Albert Smith laughed immoderately at the astonishment of the porter when I made this threat, and I was greatly amused, some years afterwards, when Albert Smith became a successful showman and was exhibiting his “Mont Blanc” to delighted audiences in London, to discover that he had introduced this very incident into his lecture, of course, changing the names and locality. He often confessed that he derived his very first idea of becoming a showman from my talk about the business and my doings, on this charming day when we visited Warwick.
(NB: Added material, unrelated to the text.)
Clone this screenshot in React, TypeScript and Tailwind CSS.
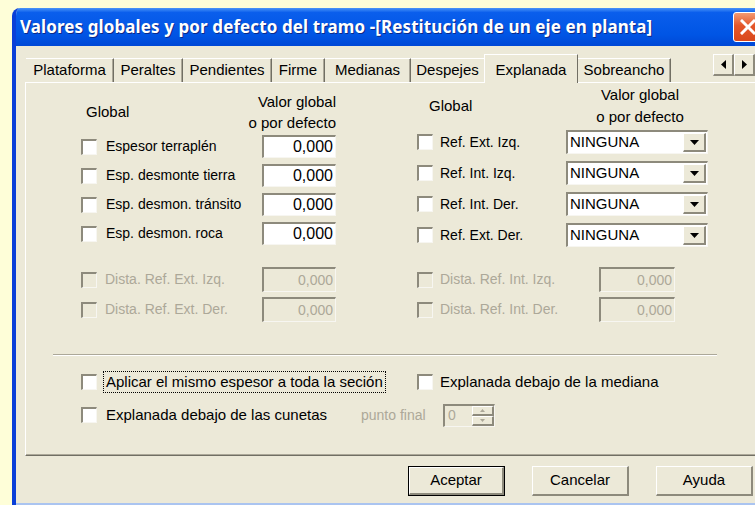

The “Warwick races” were coming off that day, within half a mile of the village, and we therefore went down and spent an hour with the multitude. There was very little excitement regarding the races, and we concluded to take a tour through the “penny shows,” the vans of which lined one side of the course for the distance of a quarter of a mile. On applying to enter one van, which had a large pictorial sign of giantesses, white negro, Albino girls, learned pig, big snakes, etc., the keeper exclaimed:
“Come, Mister, you is the man what hired Randall, the giant, for ‘Merika, and you shows Tom Thumb; now can you think of paying less than sixpence for going in here?”
The appeal was irresistible; so, satisfying his demands, we entered. Upon coming out, a whole bevy of showmen from that and neighboring vans surrounded me, and began descanting on the merits and demerits of General Tom Thumb.
“Oh,” says one, “I knows two dwarfs what is better ten times as Tom Thumb.”
“Yes,” says another, “there’s no use to talk about Tom Thumb while Melia Patton is above the ground.”
“Now, I’ve seen Tom Thumb,” added a third, “and he is a fine little squab, but the only ‘vantage he’s got is he can chaff so well. He chaffs like a man; but I can learn Dick Swift in two months, so that he can chaff Tom Thumb crazy.”